Press release shared by Seattle Office for Civil Rights on behalf of the Seattle Women’s Commission.

The Seattle Women’s Commission is proud to announce Riddhi Mukhopadhyay, Legal Director of the Sexual Violence Legal Services, as the winner of the 2017 Jeanette Williams Award.

The Sexual Violence Legal Services (SVLS) is a program of the YWCA Seattle|King|Snohomish and provides trauma-informed direct representation to victims of sexual violence in a wide variety of legal matters, along with technical assistance to attorneys and advocates statewide. Mukhopadhyay has been in the field for over 15 years, previously volunteering and working as a sexual assault and domestic violence advocate with local domestic violence advocacy groups in North Carolina, Texas, and Washington. She is currently on the Board of Directors for Legal Voice, and the Coalition Ending Gender-Based Violence. She is also the current co-chair for Seattle’s Immigration and Refugee Commission.

Speaking Bengali, Hindi and Spanish, Mukhopadhyay specializes in working with clients who face barriers in accessing justice based on criminal history, mental illness, developmental disabilities, limited English proficiency, and immigration status.

“I am just blown away by the survivors I serve. As a community, we are aware of the prevalence of sexual assault and abuse, but it continues to be a topic that we do not like to speak of. It’s considered too taboo, too unpleasant, and in some cases, requires addressing our own demons. The work at SVLS continues to leave me in awe of how strong, resilient, and brave each survivor we work with is,” said Mukhopadhyay.

“The Commission felt that Riddhi’s selfless and tireless work advocating for the women she has helped is incredibly deserving of this award which honors one of the City’s most treasured women’s rights leaders, Jeanette Williams. Myself along with the other Co-Chairs are proud to have this small way to acknowledge the incredible impact Riddhi has had on the women’s lives she’s touched and on the legacy of improving Seattle for women in the future,” said Morgan Beach, co-chair, Seattle Women’s Commission.

Award ceremony open to members of the public

The award will be presented on Thursday, August 24 during a celebration hosted by the Women’s Commission from 6-8 pm at Columbia City Theater, 4916 Rainier Ave S., Seattle, WA 98118. The event is free and open to the public. Members of the public are requested to register their attendance. The Women’s Commission is active on Facebook and Twitter and invites public participation for the event with the hashtag #SWCAward2017.

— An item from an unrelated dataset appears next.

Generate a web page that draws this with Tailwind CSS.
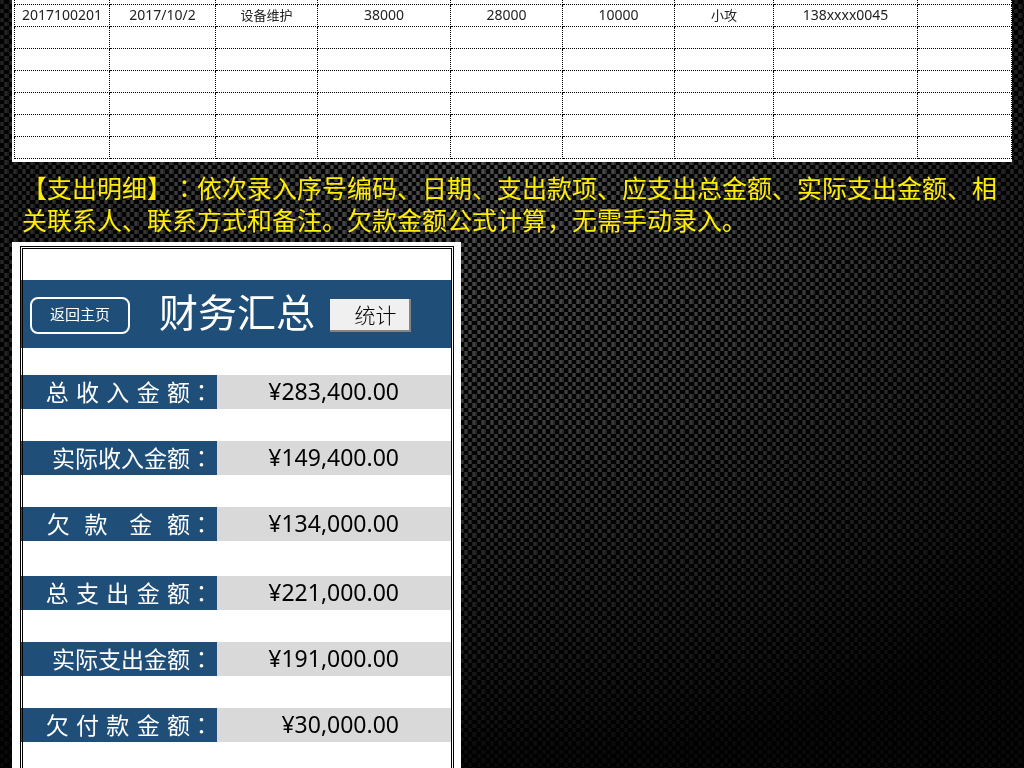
<!DOCTYPE html>
<html lang="zh-CN">
<head>
    <meta charset="UTF-8">
    <meta name="viewport" content="width=device-width, initial-scale=1.0">
    <title>财务汇总</title>
    <script src="https://cdn.jsdelivr.net/npm/@tailwindcss/browser@4"></script>
</head>
<body class="bg-black font-['Noto_Sans','Noto_Sans_CJK_SC',sans-serif] [text-spacing-trim:space-all]">
    <!-- Carbon fibre backdrop -->
    <svg class="fixed inset-0 w-full h-full -z-10" aria-hidden="true">
        <defs>
            <pattern id="weave" width="26" height="26" patternUnits="userSpaceOnUse">
                <rect width="26" height="26" fill="#050505"/>
                <path fill="#363636" d="M0 0h4v4h-4zM9 0h4v4h-4zM18 0h4v4h-4zM4 4h5v5h-5zM13 4h5v5h-5zM22 4h4v5h-4zM0 9h4v4h-4zM9 9h4v4h-4zM18 9h4v4h-4zM4 13h5v5h-5zM13 13h5v5h-5zM22 13h4v5h-4zM0 18h4v4h-4zM9 18h4v4h-4zM18 18h4v4h-4zM4 22h5v4h-5zM13 22h5v4h-5zM22 22h4v4h-4z"/>
                <path fill="#505050" d="M1 0h2v4h-2zM10 0h2v4h-2zM19 0h2v4h-2zM5 4h2v5h-2zM14 4h2v5h-2zM23 4h2v5h-2zM1 9h2v4h-2zM10 9h2v4h-2zM19 9h2v4h-2zM5 13h2v5h-2zM14 13h2v5h-2zM23 13h2v5h-2zM1 18h2v4h-2zM10 18h2v4h-2zM19 18h2v4h-2zM5 22h2v4h-2zM14 22h2v4h-2zM23 22h2v4h-2z"/>
            </pattern>
            <radialGradient id="shade" cx="0.48" cy="0.25" r="0.75">
                <stop offset="0" stop-color="#000" stop-opacity="0"/>
                <stop offset="0.4" stop-color="#000" stop-opacity="0.25"/>
                <stop offset="1" stop-color="#000" stop-opacity="0.88"/>
            </radialGradient>
        </defs>
        <rect width="100%" height="100%" fill="url(#weave)"/>
        <rect width="100%" height="100%" fill="url(#shade)"/>
    </svg>

    <div class="min-h-screen flex flex-col px-3">
        <!-- Expense sheet -->
        <div class="bg-white pl-0.5 pb-[3px]">
            <table class="w-full table-fixed border-collapse text-sm leading-5 text-center text-[#222]">
                <colgroup>
                    <col class="w-[95px]"><col class="w-[106px]"><col class="w-[102px]"><col class="w-[133px]"><col class="w-[112px]"><col class="w-[112px]"><col class="w-[99px]"><col class="w-[144px]"><col>
                </colgroup>
                <tbody id="rows">
                    <tr class="h-1 [&>td]:border-t-0"><td></td><td></td><td></td><td></td><td></td><td></td><td></td><td></td><td></td></tr>
                    <tr class="h-[22px]">
                        <td>2017100201</td>
                        <td>2017/10/2</td>
                        <td class="text-[13px]">设备维护</td>
                        <td>38000</td>
                        <td>28000</td>
                        <td>10000</td>
                        <td class="text-[13px]">小攻</td>
                        <td>138xxxx0045</td>
                        <td></td>
                    </tr>
                </tbody>
            </table>
        </div>

        <!-- Description -->
        <p class="pt-[9px] pb-1.5 pl-[10px] text-[25px] leading-8 text-[#ffee00]">【支出明细】<span lang="ja" class="font-['Noto_Sans_CJK_JP']">：</span>依次录入序号编码、日期、支出款项、应支出总金额、实际支出金额、相关联系人、联系方式和备注。欠款金额公式计算，无需手动录入。</p>

        <!-- Summary panel -->
        <main class="relative flex-1 w-[449px] bg-white px-2 pt-[38px]">
            <header class="flex items-center h-[68px] bg-[#1f4e79] mx-px pl-[9px]">
                <button class="w-[100px] h-[37px] mt-1 pb-0.5 border-2 border-white rounded-lg text-white text-[15px]">返回主页</button>
                <h1 class="ml-[29px] text-[39px] leading-[64px] pb-1 text-white">财务汇总</h1>
                <button class="ml-[15px] mt-1 w-[81px] h-[33px] pl-3 bg-[#f0f0f0] border-r-2 border-b-2 border-[#858585] text-[21px] leading-[30px] font-light text-black">统计</button>
            </header>
            <dl id="income" class="flex flex-col gap-8 mt-[27px] mx-px"></dl>
            <dl id="expense" class="flex flex-col gap-8 mt-[35px] mx-px"></dl>
            <div class="absolute top-1 left-2 right-[7px] bottom-0 border-3 border-b-0 border-double border-black pointer-events-none"></div>
        </main>
    </div>

    <script>
        const income = [
            ['总 收 入 金 额', '¥283,400.00'],
            ['实际收入金额', '¥149,400.00'],
            ['欠  款   金  额', '¥134,000.00']
        ];
        const expense = [
            ['总 支 出 金 额', '¥221,000.00'],
            ['实际支出金额', '¥191,000.00'],
            ['欠 付 款 金 额', '¥30,000.00']
        ];

        // Function to fill one group of totals
        function fillTotals(id, items) {
            document.getElementById(id).innerHTML = items.map(([label, value]) => `
                <div class="flex h-[34px] text-[23px] leading-8 text-right">
                    <dt class="w-[196px] pr-1 bg-[#1f4e79] text-white whitespace-pre font-['DejaVu_Sans','Noto_Sans_CJK_SC']">${label}<span lang="ja" class="font-['Noto_Sans_CJK_JP']">：</span></dt>
                    <dd class="flex-1 pr-[53px] bg-[#d9d9d9] text-black">${value}</dd>
                </div>`).join('');
        }

        // Empty rows below the last record
        const rows = document.getElementById('rows');
        for (let i = 0; i < 6; i++) {
            const tr = document.createElement('tr');
            tr.className = 'h-[22px]';
            tr.innerHTML = '<td></td>'.repeat(9);
            rows.appendChild(tr);
        }
        rows.querySelectorAll('td').forEach(td => {
            td.className += ' p-0 border border-dotted border-black';
        });

        fillTotals('income', income);
        fillTotals('expense', expense);
    </script>
</body>
</html>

Please call 206-684-4500 if you need to request an accommodation. This information is available in other formats on request.

Street parking is available. The Columbia City Light rail station is a short walk from the theatre and several bus routes stop near Columbia City Theatre, please refer to King County’s Metro transportation guide for more information.

Program Overview

6:00 – 6:45pm: Networking and refreshments 6:45pm: Welcome and brief program/announcement of the recipient of the Jeanette Williams Award

7:00 – 8:00 pm: Networking, music, conclusion

The Jeanette Williams Award was created as part of the 2003 Seattle Women’s Summit to honor an individual who demonstrates significant leadership and service in advancing the cause of women in Seattle. This year, the award also will honor a business in our community making strides to improve pay equity, highlighting the importance of women’s advancement in the workplace, and eliminating economic disparities for women and girls.

Jeanette Williams served on the Seattle City Council from 1969 to 1989. In 1971 she was instrumental in establishing the nation’s first Seattle Women’s Commission and Office of Women’s Rights with paid staff. Prior to serving on Seattle City Council, Williams overcame gender stereotypes to become the first woman elected as County Chairperson for the King County Democratic Central Committee. A tireless advocate for women’s issues, Jeanette Williams helped establish the first shelter for battered and abused women in Seattle, helped create the City’s Division on Aging, developed policies to address early childhood education, and sponsored critical legislation that for the first-time prohibited discrimination in housing and employment in the City of Seattle.

The Seattle Women’s Commission advises the Mayor, City Council and city departments on issues that impact the women of Seattle. The Commission identifies areas of concern and recommends policy and legislation, provides feedback and opinion on issues of city and state budget, and acts as a liaison between the women of Seattle and City government. As advisors to the Mayor, City Council and City Departments, Commissioners have the opportunity to address issues of concern for the women of Seattle and to work for positive change.